Time stands still as Oliver O’Hare winds up the old clock hanging above the entrance to St. Joseph’s Hall in Poyntzpass.
But for the weekly Whist Drive which he is preparing for, time could be running out.
In the 18th and 19th centuries, Whist was one of the most popular card games in Europe. By the 20th century however, its popularity had significantly declined.
Yet while it was forgotten in the cities where it once thrived, in villages and rural communities across Northern Ireland it gained a new lease of life.
The game itself is simple. Players sit in groups of four. They are divided into two teams, with partners sitting across from each other. Each game consists of thirteen rounds, with players taking it in turns to play a card. The card with the highest value wins the round; this is known as ‘taking a trick’. At the end of the game, the partners with the highest number of ‘tricks’ win. At a Whist Drive, after every game, the winning partners move to the next table.
The 1960s and 1970s were the heyday of Whist in Northern Ireland.
“There would’ve maybe been (a Whist Drive) Tuesday, Thursday, Friday,” according to Marie McGuinness “and Sunday night was a big night as well. It was your social night out.”
And with large crowds, came high stakes.
“It used to be that the top score won £100, which was big money.”
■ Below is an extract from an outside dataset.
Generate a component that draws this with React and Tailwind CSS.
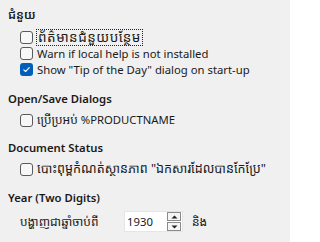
import React from "react";

const FONT = { fontFamily: '"Segoe UI", "Noto Sans", "Noto Sans Khmer", "Khmer OS", sans-serif' };

function Check({ checked }) {
  if (checked) {
    return (
      <span className="w-[13px] h-[13px] rounded-[3px] bg-[#005fb8] flex items-center justify-center shrink-0">
        <svg width="9" height="9" viewBox="0 0 9 9" fill="none">
          <path d="M1.8 4.8 L3.6 6.5 L7.3 2.6" stroke="white" strokeWidth="1.1" strokeLinecap="round" strokeLinejoin="round" />
        </svg>
      </span>
    );
  }
  return <span className="w-[13px] h-[13px] rounded-[3px] border border-[#5a5a5a] bg-[#f7f7f7] shrink-0" />;
}

function Row({ checked, focus, children, className = "" }) {
  return (
    <div className="h-[16px] flex items-center pl-[20px] gap-[3px]">
      <Check checked={checked} />
      {focus ? (
        <span className={"border border-dotted border-[#222] px-[1px] h-[17px] flex items-center leading-none " + className}>{children}</span>
      ) : (
        <span className={"pl-[1px] leading-none whitespace-nowrap " + className}>{children}</span>
      )}
    </div>
  );
}

function Heading({ children, className = "" }) {
  return <div className={"h-[18px] flex items-center pl-[8px] font-semibold leading-none " + className}>{children}</div>;
}

export default function App() {
  return (
    <div className="w-[290px] h-[242px] bg-[#f0f0f0] text-[11.3px] text-[#1a1a1a] overflow-hidden pt-[6px]" style={FONT}>
      <Heading className="text-[12px]">ជំនួយ</Heading>
      <div className="mt-[5.5px]">
        <Row focus className="text-[13.5px] tracking-[0.5px]">ព័ត៌មានជំនួយបន្ថែម</Row>
        <Row>Warn if local help is not installed</Row>
        <Row checked>Show "Tip of the Day" dialog on start-up</Row>
      </div>
      <Heading className="mt-[12.5px]">Open/Save Dialogs</Heading>
      <div className="mt-[4px]">
        <Row><span className="text-[12px]">ប្រើប្រអប់</span> %PRODUCTNAME</Row>
      </div>
      <Heading className="mt-[11px]">Document Status</Heading>
      <div className="mt-[4px]">
        <Row className="text-[12.6px]">បោះពុម្ពកំណត់ស្ថានភាព "ឯកសារដែលបានកែប្រែ"</Row>
      </div>
      <Heading className="mt-[12px]">Year (Two Digits)</Heading>
      <div className="mt-[4px] h-[21px] flex items-center pl-[20px]">
        <span className="leading-none w-[104px] whitespace-nowrap text-[12px]">បង្ហាញជាឆ្នាំចាប់ពី</span>
        <div className="w-[59px] h-[21px] bg-white border border-[#e5e5e5] flex items-center justify-between pl-[2px] pr-[1px]">
          <span className="leading-none">1930</span>
          <div className="flex flex-col gap-[1px]">
            <span className="w-[14px] h-[9px] bg-[#f5f5f5] border border-[#8a8a8a] flex items-center justify-center">
              <svg width="7" height="4" viewBox="0 0 7 4"><path d="M0.5 3.5 L3.5 0.5 L6.5 3.5 Z" fill="#222" /></svg>
            </span>
            <span className="w-[14px] h-[9px] bg-[#f5f5f5] border border-[#8a8a8a] flex items-center justify-center">
              <svg width="7" height="4" viewBox="0 0 7 4"><path d="M0.5 0.5 L3.5 3.5 L6.5 0.5 Z" fill="#222" /></svg>
            </span>
          </div>
        </div>
        <span className="leading-none ml-[9px] text-[12px]">និង</span>
      </div>
    </div>
  );
}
Today however, Poyntzpass hosts one of the few remaining weekly Whist Drives in Northern Ireland.
“There used to be twenty tables here every week,” recalls Oliver O’Hare. But with the average age of the participants being seventy-five, numbers are dwindling fast.
Yet, while the numbers may have dropped, the excitement has not. Up to twenty people attend the Poyntzpass Whist Drive every Friday evening.
And while any of them could play Whist online, they all choose to come to Poyntzpass to play in person.
“They travel from Lurgan, Banbridge, Dromore…and Newry,” according to Oliver who says “it’s a social thing…you’re pitting your wits against a human being who you’ve known for forty years.”
For almost all involved, Whist was a game they began playing in their youth.
“From when we were children we played cards,” says Marie McGuinness, “and if there was a Whist anywhere you went to it.”
Yet according to Sheena Scallion, today “the younger people aren’t interested”.
“There’s a lot of other competition” for people’s attention according to Francis Doonan, “they’d rather be on their iPhone’s…I don’t know when I saw a young person last at it (the Whist Drive). And if you do see them once, you hardly ever see them a second time.”
Yet while the long-term future of the Poyntzpass Whist Drive may be in doubt, in the short-term it is going nowhere.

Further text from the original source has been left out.